The trip out from camp was true to form. I think if they just had a paid, secured parking lot fifteen minutes from the camp gate it might have tipped my decision to stay. I don't mind being incarcerated in one of the nicest minimum security prisons in the world, but the hassle of getting to and from it when you are not economically desperate was a bit too much. But I digress.
Mikisew is Cree for eagle. Mikisew Air didn't quite soar with the eagles and was permanently grounded a couple of years ago. Its hanger has new life as a private air terminal. Surmont 2 workers are funneled through this terminal on their way to and from home. The spirit of the turkey must still haunt its walls, however. My first act of retirement after I caught up on my sleep after sleeping only four hours a night in camp was to send the following to the Surmont 2 people. Hopefully they will pass it on. Even if they don't the rant was cathartic.

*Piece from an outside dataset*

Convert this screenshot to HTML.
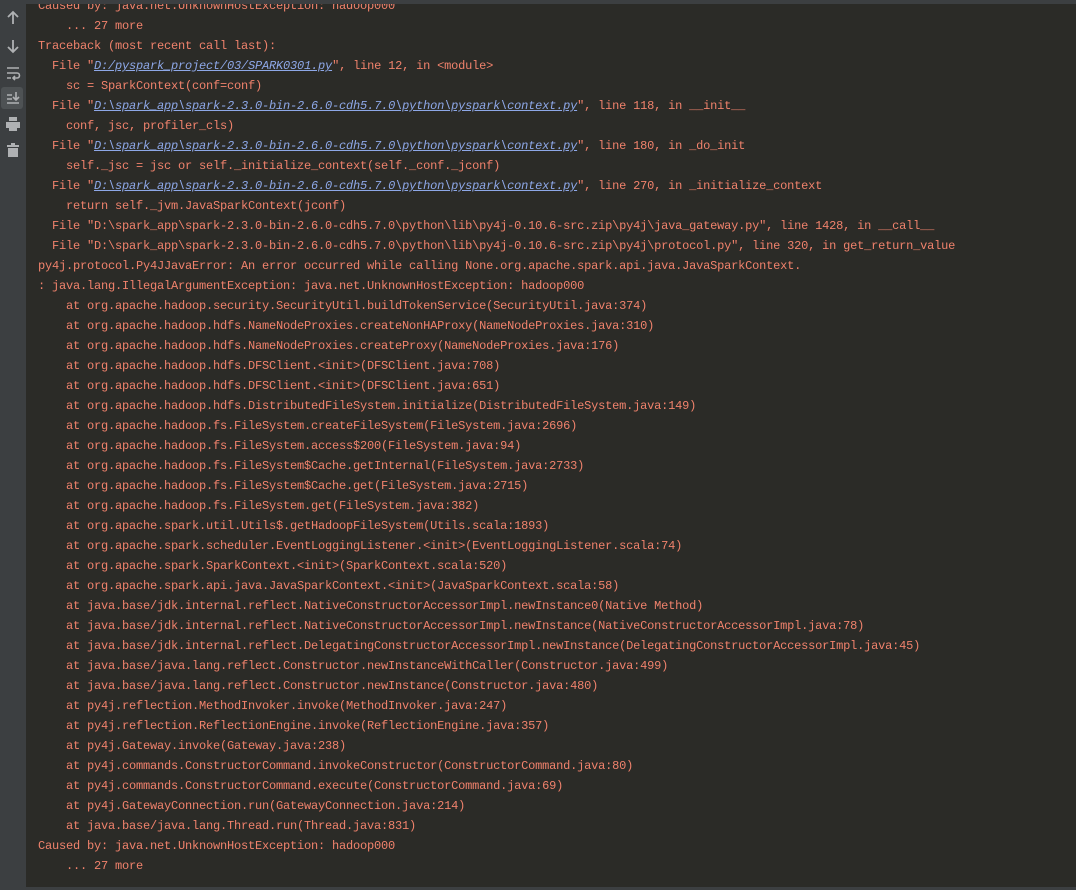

As the plane landed in Edmonton the Pilot announced "Sorry we're late arriving in Edmonton. We were delayed in loading at Fort McMurray. That usually happens to us there. I don't know why.” He was being polite. Anybody who has travelled through the former Mikisew Air terminal has a pretty good idea.
Passengers are handed boarding passes of various colours, including different shades of the same colour. Then they are put in one large room and allowed to mix and mingle and clump near the doors. They are sent out to the airplanes at the same time through fewer doors than airplanes. Once on the airplane the passengers fill the seats closest to the front of the plane first. This blocks the aisle, slowing down the entry of the passengers that will sit in the rear rows.
What possibly could go wrong with that process?
Here are some modest suggestions:
1. Only issue boarding cards of different colours. Do not hand out different hues of the same colour or shades that can be confusing. Light green looks like yellow if you don’t have a yellow one for comparison. If you are going to keep two shades of green then always announce “light green” or “dark green” never just “green.”
2. Keep people together that have the same colour boarding card. This doesn’t have to be too rigid. A sign on a stanchion with the colour of the card designating the waiting area would do it.
3. Keep people away from the doors until you want them there. Use retractable barriers across the end of the seating areas (designated by colour) to create controllable access to the doors. Retract the barriers as you let passengers head to the doors.
4. Board the airplane rear rows first. If you don’t want to assign seating and board accordingly then have the flight crew direct people to the back rows first.
You have several hundred people who want to get home. You have airplanes that should be in the air. Make it easy for them. You don’t want them still talking about you in a bad way when they get to Edmonton.